Does anyone experience this issue or know where to look?

JosephL · February 9, 2024, 10:19am

Can you share more details about your setup, how did you install Greenbone, and what exactly is the use-case you are trying to achieve.

PBSH · February 9, 2024, 10:45am

Sure! I’ve used the docker-compose file from Greenbone as base and I talk directly to the OSPD socket with XML commands according to the ospd documentation (I don’t use gvmd). I use the images compiled by Greenbone.

I’m trying to run vulnerability scans for a /24 and in general this goes well. This issue occurs randomly after the scanner has run successfully for many days. For example: the issue could occur after 21 days of running scans successfully and suddenly give this error. The solution is to reboot the setup (including the host).

Host has 2 vCPU cores and 4 GB RAM. Issue is experienced on both Hyper-V and VMware hypervisor.

The issue occurs after a while. The scan may be running and have a progress of 20% and suddenly experience this issue. Not sure if this is related: nasl_pread: Failed to fork child process (Resource temporarily unavailable)

rippledj · February 9, 2024, 2:27pm

I would assume that the culprit in this case would be resource exhaustion. Perhaps some cache is not being cleared which eventually builds up and causes the issue or some threads are stuck and not exiting properly. The error itself can be caused by reaching a set limit for threads, or from resource exhausion. It’s interesting that you need to reboot the host as well.

Maybe you can use top or count of ps -eLf or a debugger to track how many theads are running and RAM usage. Maybe there is some information in syslog. Otherwise, I guess this is not an issue with ospd-openvas itself. Feel free to share the code or commands you are using for this continuous scanning operation and perhaps someone can notice an issue.

cfi · February 9, 2024, 4:02pm

4 GB of RAM is also the absolute minimum and higher / more RAM is suggested:

Documentation might get updated in the future:

PBSH · February 13, 2024, 10:32am

Thank you for your answers @rippledj and @cfi

I’ve increased the RAM and CPU and will monitor if this resolves the issue.

While I understand this may solve the problem, I’ve got a question about the behavior.
The documentation states 2 vCPU and 4 GB RAM as minimum (while this may get increased in the future).

I would expect the scanner to limit its speed to not exceed these resources, and if it does, throw a clear error message that it exceeded its resources. I understand it may not be a feature now, but I’m curious how you look at this. (it’s no attack ;)). I’m willing to put some effort in this if possible to make it a bit more stable.

Martin · February 13, 2024, 11:01am

We have several mitigations on the scanner side. One of these is scan queueing.

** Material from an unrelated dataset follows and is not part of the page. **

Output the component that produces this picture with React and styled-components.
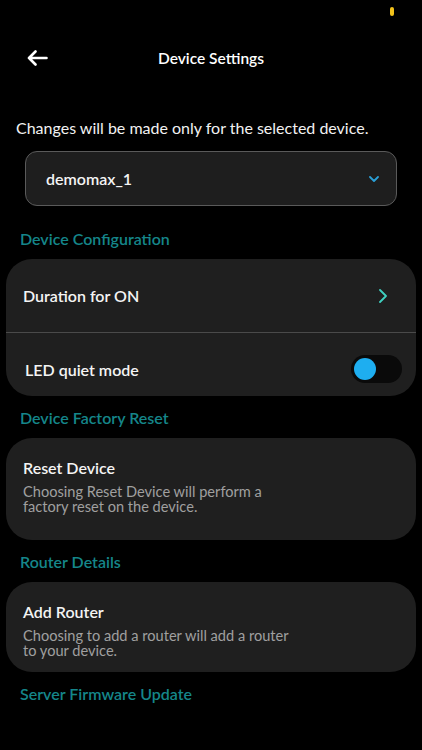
import React, {useState} from 'react';
import styled, {createGlobalStyle} from 'styled-components';

const GlobalStyle = createGlobalStyle`
    html, body {
        margin: 0;
        padding: 0;
        background: #000;
    }
    body {
        font-family: Lato, "Noto Sans", sans-serif;
        color: #fff;
    }
    * { box-sizing: border-box; }
`;

const Page = styled.div`
    width: 422px;
    height: 750px;
    background: #000;
    overflow: hidden;
    position: relative;
`;

const Battery = styled.div`
    position: absolute;
    top: 7px;
    left: 390px;
    width: 4px;
    height: 9px;
    border-radius: 2px;
    background: #f2c21b;
`;

const Header = styled.header`
    display: flex;
    align-items: center;
    height: 44px;
    margin-top: 36px;
    padding: 0 24px;
    position: relative;

    & h1 {
        margin: 0;
        position: absolute;
        left: 0;
        right: 0;
        text-align: center;
        font-size: 15.5px;
        font-weight: 600;
        pointer-events: none;
    }
`;

const BackBtn = styled.button`
    background: none;
    border: 0;
    padding: 0;
    width: 26px;
    height: 26px;
    display: flex;
    align-items: center;
    justify-content: center;
    cursor: pointer;
`;

const Notice = styled.p`
    margin: 37px 0 0;
    padding-left: 16px;
    font-size: 16px;
    line-height: 22px;
    color: #f2f2f2;
`;

const Select = styled.div`
    margin: 12px 25px 0;
    height: 55px;
    border: 1px solid #5a5a5a;
    border-radius: 12px;
    background: #1e1e1e;
    display: flex;
    align-items: center;
    justify-content: space-between;
    padding: 0 17px 0 20px;
    font-size: 16px;
    font-weight: 600;
    color: #f4f4f4;
`;

const SectionTitle = styled.h2`
    margin: ${p => p.$top}px 0 0;
    padding-left: 20px;
    font-size: 16px;
    line-height: 20px;
    font-weight: 600;
    color: #15868a;
`;

const Card = styled.div`
    margin: 10px 6px 0;
    background: #1f1f1f;
    border-radius: 26px;
    overflow: hidden;
`;

const Row = styled.div`
    display: flex;
    align-items: center;
    justify-content: space-between;
    height: ${p => p.$h}px;
    padding: ${p => p.$pt || 0}px 14px 0 ${p => p.$pl || 17}px;
    border-top: ${p => (p.$divider ? '1px solid #4a4a4a' : 'none')};
    font-size: 16px;
    font-weight: 600;
    color: #f4f4f4;
`;

const Info = styled.div`
    padding: 20px 17px 0 17px;
    height: ${p => p.$h}px;

    & h3 {
        margin: 0;
        font-size: 16px;
        line-height: 20px;
        font-weight: 600;
        color: #f4f4f4;
    }
    & p {
        margin: 6px 0 0;
        max-width: 282px;
        font-size: 14.6px;
        line-height: 15px;
        color: #a0a0a0;
    }
`;

const Toggle = styled.button`
    width: 51px;
    height: 28px;
    border-radius: 14px;
    border: 0;
    padding: 3px;
    background: #0a0a0a;
    display: flex;
    justify-content: ${p => (p.$on ? 'flex-end' : 'flex-start')};
    cursor: pointer;

    &::after {
        content: '';
        width: 22px;
        height: 22px;
        border-radius: 50%;
        background: #1eaef0;
    }
`;

const App = () => {
    const [quiet, setQuiet] = useState(false);

    return (
        <Page>
            <GlobalStyle />
            <Battery />
            <Header>
                <BackBtn aria-label="back">
                    <svg width="21" height="16" viewBox="0 0 21 16" fill="none" stroke="#fff" strokeWidth="2.6" strokeLinecap="round" strokeLinejoin="round">
                        <path d="M19.5 8H2M8.5 1.5L2 8l6.5 6.5" />
                    </svg>
                </BackBtn>
                <h1>Device Settings</h1>
            </Header>

            <Notice>Changes will be made only for the selected device.</Notice>
            <Select>
                <span>demomax_1</span>
                <svg width="10" height="6" viewBox="0 0 10 6" fill="none" stroke="#2a9fd6" strokeWidth="1.8" strokeLinecap="round" strokeLinejoin="round">
                    <path d="M1 1l4 4 4-4" />
                </svg>
            </Select>

            <SectionTitle $top={23}>Device Configuration</SectionTitle>
            <Card>
                <Row $h={73}>
                    <span>Duration for ON</span>
                    <svg width="8" height="14" viewBox="0 0 8 14" fill="none" stroke="#3fd0c0" strokeWidth="1.8" strokeLinecap="round" strokeLinejoin="round" style={{marginRight: 15}}>
                        <path d="M1 1l6 6-6 6" />
                    </svg>
                </Row>
                <Row $h={64} $pt={9} $divider $pl={19}>
                    <span>LED quiet mode</span>
                    <Toggle $on={quiet} onClick={() => setQuiet(!quiet)} aria-label="LED quiet mode" />
                </Row>
            </Card>

            <SectionTitle $top={12}>Device Factory Reset</SectionTitle>
            <Card>
                <Info $h={102}>
                    <h3>Reset Device</h3>
                    <p>Choosing Reset Device will perform a factory reset on the device.</p>
                </Info>
            </Card>

            <SectionTitle $top={12}>Router Details</SectionTitle>
            <Card>
                <Info $h={90}>
                    <h3>Add Router</h3>
                    <p>Choosing to add a router will add a router to your device.</p>
                </Info>
            </Card>

            <SectionTitle $top={12}>Server Firmware Update</SectionTitle>
        </Page>
    );
};

export default App;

If you start a lot of scans, you should see corresponding info messages that not enough RAM is available and that scans are queued. If you want to get technical, you can adjust the limits for the scan queue in /etc/ospd/ospd.conf.

Related, there exist other scanner limits that you can tweak, see min_free_mem and max_sysload from the scanner preferences, alternatively these can be set in /etc/openvas/openvas.conf.

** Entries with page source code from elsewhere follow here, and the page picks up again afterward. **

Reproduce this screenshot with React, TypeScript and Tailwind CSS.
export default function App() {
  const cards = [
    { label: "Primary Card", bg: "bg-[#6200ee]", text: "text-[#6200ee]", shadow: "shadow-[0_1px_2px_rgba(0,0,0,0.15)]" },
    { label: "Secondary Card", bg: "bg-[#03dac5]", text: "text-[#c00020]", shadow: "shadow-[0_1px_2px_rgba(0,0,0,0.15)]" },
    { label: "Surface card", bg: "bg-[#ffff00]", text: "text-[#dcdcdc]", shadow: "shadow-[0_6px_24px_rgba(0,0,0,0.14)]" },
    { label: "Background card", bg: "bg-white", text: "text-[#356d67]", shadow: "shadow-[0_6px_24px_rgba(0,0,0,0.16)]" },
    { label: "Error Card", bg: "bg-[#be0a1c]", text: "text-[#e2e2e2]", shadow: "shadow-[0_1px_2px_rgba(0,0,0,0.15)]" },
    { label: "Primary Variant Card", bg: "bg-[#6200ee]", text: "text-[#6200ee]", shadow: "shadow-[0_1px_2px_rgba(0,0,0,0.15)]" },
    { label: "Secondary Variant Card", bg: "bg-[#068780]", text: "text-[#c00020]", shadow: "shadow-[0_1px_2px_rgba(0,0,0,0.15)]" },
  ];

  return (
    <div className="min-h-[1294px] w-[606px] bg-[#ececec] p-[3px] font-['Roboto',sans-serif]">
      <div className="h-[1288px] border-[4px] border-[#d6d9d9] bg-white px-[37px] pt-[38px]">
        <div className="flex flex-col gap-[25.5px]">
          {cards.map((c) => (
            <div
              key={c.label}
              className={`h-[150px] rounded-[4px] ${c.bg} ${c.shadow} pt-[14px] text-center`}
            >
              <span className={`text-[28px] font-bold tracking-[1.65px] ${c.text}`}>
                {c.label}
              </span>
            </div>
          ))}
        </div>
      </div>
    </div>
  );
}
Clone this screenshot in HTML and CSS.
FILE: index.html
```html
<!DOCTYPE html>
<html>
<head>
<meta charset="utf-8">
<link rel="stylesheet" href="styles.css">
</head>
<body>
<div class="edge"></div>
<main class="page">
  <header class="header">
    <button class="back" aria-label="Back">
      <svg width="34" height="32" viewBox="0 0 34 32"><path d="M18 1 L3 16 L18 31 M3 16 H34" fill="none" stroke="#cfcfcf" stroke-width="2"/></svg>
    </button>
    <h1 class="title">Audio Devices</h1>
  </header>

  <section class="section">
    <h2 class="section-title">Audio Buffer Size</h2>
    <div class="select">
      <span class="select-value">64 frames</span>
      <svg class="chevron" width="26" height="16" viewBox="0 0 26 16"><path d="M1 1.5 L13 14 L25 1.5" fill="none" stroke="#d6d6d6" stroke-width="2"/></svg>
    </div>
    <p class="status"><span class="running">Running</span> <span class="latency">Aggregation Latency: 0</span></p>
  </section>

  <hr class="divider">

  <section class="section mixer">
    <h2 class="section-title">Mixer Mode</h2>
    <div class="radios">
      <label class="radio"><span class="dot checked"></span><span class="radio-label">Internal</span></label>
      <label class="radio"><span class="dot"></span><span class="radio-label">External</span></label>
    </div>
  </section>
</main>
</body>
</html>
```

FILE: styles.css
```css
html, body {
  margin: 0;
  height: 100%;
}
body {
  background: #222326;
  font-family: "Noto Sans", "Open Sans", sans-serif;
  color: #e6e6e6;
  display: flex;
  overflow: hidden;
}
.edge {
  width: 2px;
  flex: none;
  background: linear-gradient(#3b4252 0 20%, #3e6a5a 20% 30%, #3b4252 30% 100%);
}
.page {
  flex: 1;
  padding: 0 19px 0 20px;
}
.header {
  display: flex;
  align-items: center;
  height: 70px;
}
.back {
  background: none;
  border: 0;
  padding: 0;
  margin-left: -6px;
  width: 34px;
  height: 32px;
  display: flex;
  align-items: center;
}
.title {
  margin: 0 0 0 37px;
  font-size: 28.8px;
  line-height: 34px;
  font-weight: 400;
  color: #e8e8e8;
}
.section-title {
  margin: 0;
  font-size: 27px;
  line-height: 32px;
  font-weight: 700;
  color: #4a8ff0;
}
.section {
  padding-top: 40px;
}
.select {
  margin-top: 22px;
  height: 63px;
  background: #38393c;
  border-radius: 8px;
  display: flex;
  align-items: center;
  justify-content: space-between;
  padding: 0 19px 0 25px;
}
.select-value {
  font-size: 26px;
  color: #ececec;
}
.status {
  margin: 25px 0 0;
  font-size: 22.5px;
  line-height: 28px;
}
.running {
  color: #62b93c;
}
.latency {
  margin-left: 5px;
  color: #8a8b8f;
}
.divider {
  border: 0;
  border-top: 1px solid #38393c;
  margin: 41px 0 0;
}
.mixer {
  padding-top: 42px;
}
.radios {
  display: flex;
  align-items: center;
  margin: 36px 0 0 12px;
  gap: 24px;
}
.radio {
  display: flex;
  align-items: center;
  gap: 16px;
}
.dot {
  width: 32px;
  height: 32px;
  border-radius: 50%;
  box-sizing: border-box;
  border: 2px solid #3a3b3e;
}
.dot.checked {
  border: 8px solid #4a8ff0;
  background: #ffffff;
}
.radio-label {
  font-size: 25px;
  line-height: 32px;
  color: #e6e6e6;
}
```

There are some remaining problems, for example the vHost and CGI caching described in my post here. These could be classified as bugs, and we are currently working on a new scanner generation to solve these.

Last but not least, other system services besides the scanner may use large amounts of system resources, for example gvmd. This can happen at short notice, giving the scanner little time to react. We are aware of this, however improvements are not trivial in this case.

In any case, if you want to help out, feel free to contact our developers via our GitHub projects!

rippledj · February 14, 2024, 5:55am

Also, you can set the max concurrent hosts and VTs per host tasks from the task dialog.